Instructions to follow: Repeat the material below exactly, with no pictures.

[Begin]

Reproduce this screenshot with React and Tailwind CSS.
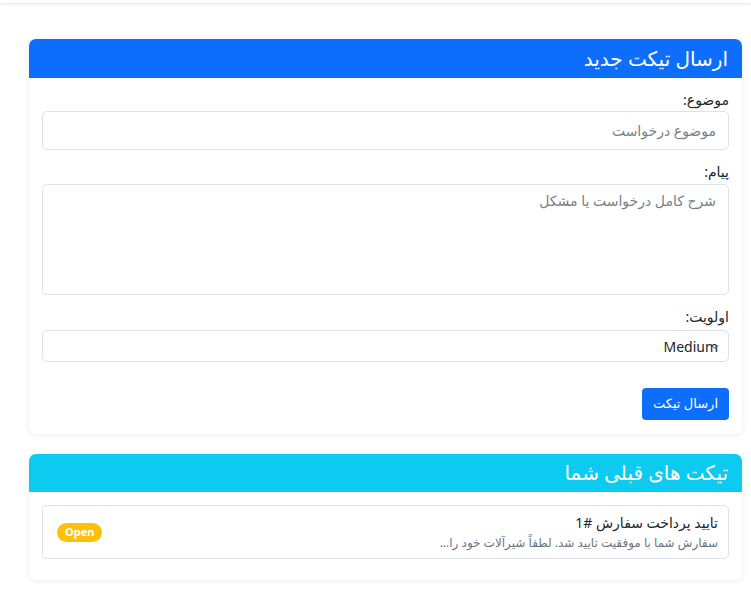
export default function App() {
  const font = { fontFamily: '"Noto Sans", "DejaVu Sans", sans-serif' };
  return (
    <div dir="rtl" className="min-h-screen bg-white text-[#212529]" style={font}>
      <div className="h-[3px] shadow-[0_1px_3px_rgba(0,0,0,0.12)]" />

      <div className="mr-[9px] ml-[29px] pt-[36px] pb-6">
        {/* New ticket */}
        <div className="rounded-[7px] bg-white shadow-[0_1px_6px_rgba(0,0,0,0.08)]">
          <div className="h-[39px] rounded-t-[7px] bg-[#0d6efd] px-[14px] flex items-center">
            <h2 className="text-[20px] text-white leading-none">ارسال تیکت جدید</h2>
          </div>

          <div className="px-[13px] pt-[12px] pb-[14px]">
            <label className="block text-[14px] leading-[20px] mb-[1px]">موضوع:</label>
            <input
              type="text"
              placeholder="موضوع درخواست"
              className="w-full h-[39px] border border-[#dee2e6] rounded-[5px] px-[12px] text-[14px] placeholder:text-[#7a7f85] outline-none"
            />

            <label className="block text-[14px] leading-[20px] mt-[12px] mb-[2px]">پیام:</label>
            <textarea
              placeholder="شرح کامل درخواست یا مشکل"
              className="block w-full h-[111px] border border-[#dee2e6] rounded-[5px] px-[12px] py-[5px] text-[14px] placeholder:text-[#7a7f85] outline-none resize-none"
            />

            <label className="block text-[14px] leading-[20px] mt-[12px] mb-[3px]">اولویت:</label>
            <div className="relative h-[32px] border border-[#dee2e6] rounded-[5px] flex items-center px-[10px]">
              <span className="text-[14px] text-[#212529]" style={{ fontFamily: '"Noto Sans", sans-serif' }}>Medium</span>
              <svg className="absolute right-[8px] top-[12px]" width="10" height="8" viewBox="0 0 16 16" fill="none" stroke="#343a40" strokeWidth="2" strokeLinecap="round" strokeLinejoin="round">
                <path d="m2 5 6 6 6-6" />
              </svg>
            </div>

            <div className="mt-[26px] flex">
              <button className="h-[32px] px-[11px] rounded-[4px] bg-[#0d6efd] text-white text-[13px]">ارسال تیکت</button>
            </div>
          </div>
        </div>

        {/* Previous tickets */}
        <div className="mt-[20px] rounded-[7px] bg-white shadow-[0_1px_6px_rgba(0,0,0,0.08)]">
          <div className="h-[38px] rounded-t-[7px] bg-[#0dcaf0] px-[14px] flex items-center">
            <h2 className="text-[20px] text-white leading-none">تیکت های قبلی شما</h2>
          </div>
          <div className="px-[13px] pt-[13px] pb-[21px]">
            <div className="h-[54px] border border-[#dee2e6] rounded-[5px] px-[10px] flex items-center justify-between">
              <div>
                <div className="text-[14px] leading-[20px]">تایید پرداخت سفارش #1</div>
                <div className="text-[12px] leading-[18px] text-[#6c757d] mt-[1px]">سفارش شما با موفقیت تایید شد. لطفاً شیرآلات خود را...</div>
              </div>
              <span className="ml-[4px] h-[19px] px-[8px] rounded-full bg-[#ffc107] text-white text-[11px] font-bold flex items-center" style={{ fontFamily: '"Noto Sans", sans-serif' }}>Open</span>
            </div>
          </div>
        </div>
      </div>
    </div>
  );
}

[End]

Expected answer:
Reproduce this screenshot with React and Tailwind CSS.
export default function App() {
  const font = { fontFamily: '"Noto Sans", "DejaVu Sans", sans-serif' };
  return (
    <div dir="rtl" className="min-h-screen bg-white text-[#212529]" style={font}>
      <div className="h-[3px] shadow-[0_1px_3px_rgba(0,0,0,0.12)]" />

      <div className="mr-[9px] ml-[29px] pt-[36px] pb-6">
        {/* New ticket */}
        <div className="rounded-[7px] bg-white shadow-[0_1px_6px_rgba(0,0,0,0.08)]">
          <div className="h-[39px] rounded-t-[7px] bg-[#0d6efd] px-[14px] flex items-center">
            <h2 className="text-[20px] text-white leading-none">ارسال تیکت جدید</h2>
          </div>

          <div className="px-[13px] pt-[12px] pb-[14px]">
            <label className="block text-[14px] leading-[20px] mb-[1px]">موضوع:</label>
            <input
              type="text"
              placeholder="موضوع درخواست"
              className="w-full h-[39px] border border-[#dee2e6] rounded-[5px] px-[12px] text-[14px] placeholder:text-[#7a7f85] outline-none"
            />

            <label className="block text-[14px] leading-[20px] mt-[12px] mb-[2px]">پیام:</label>
            <textarea
              placeholder="شرح کامل درخواست یا مشکل"
              className="block w-full h-[111px] border border-[#dee2e6] rounded-[5px] px-[12px] py-[5px] text-[14px] placeholder:text-[#7a7f85] outline-none resize-none"
            />

            <label className="block text-[14px] leading-[20px] mt-[12px] mb-[3px]">اولویت:</label>
            <div className="relative h-[32px] border border-[#dee2e6] rounded-[5px] flex items-center px-[10px]">
              <span className="text-[14px] text-[#212529]" style={{ fontFamily: '"Noto Sans", sans-serif' }}>Medium</span>
              <svg className="absolute right-[8px] top-[12px]" width="10" height="8" viewBox="0 0 16 16" fill="none" stroke="#343a40" strokeWidth="2" strokeLinecap="round" strokeLinejoin="round">
                <path d="m2 5 6 6 6-6" />
              </svg>
            </div>

            <div className="mt-[26px] flex">
              <button className="h-[32px] px-[11px] rounded-[4px] bg-[#0d6efd] text-white text-[13px]">ارسال تیکت</button>
            </div>
          </div>
        </div>

        {/* Previous tickets */}
        <div className="mt-[20px] rounded-[7px] bg-white shadow-[0_1px_6px_rgba(0,0,0,0.08)]">
          <div className="h-[38px] rounded-t-[7px] bg-[#0dcaf0] px-[14px] flex items-center">
            <h2 className="text-[20px] text-white leading-none">تیکت های قبلی شما</h2>
          </div>
          <div className="px-[13px] pt-[13px] pb-[21px]">
            <div className="h-[54px] border border-[#dee2e6] rounded-[5px] px-[10px] flex items-center justify-between">
              <div>
                <div className="text-[14px] leading-[20px]">تایید پرداخت سفارش #1</div>
                <div className="text-[12px] leading-[18px] text-[#6c757d] mt-[1px]">سفارش شما با موفقیت تایید شد. لطفاً شیرآلات خود را...</div>
              </div>
              <span className="ml-[4px] h-[19px] px-[8px] rounded-full bg-[#ffc107] text-white text-[11px] font-bold flex items-center" style={{ fontFamily: '"Noto Sans", sans-serif' }}>Open</span>
            </div>
          </div>
        </div>
      </div>
    </div>
  );
}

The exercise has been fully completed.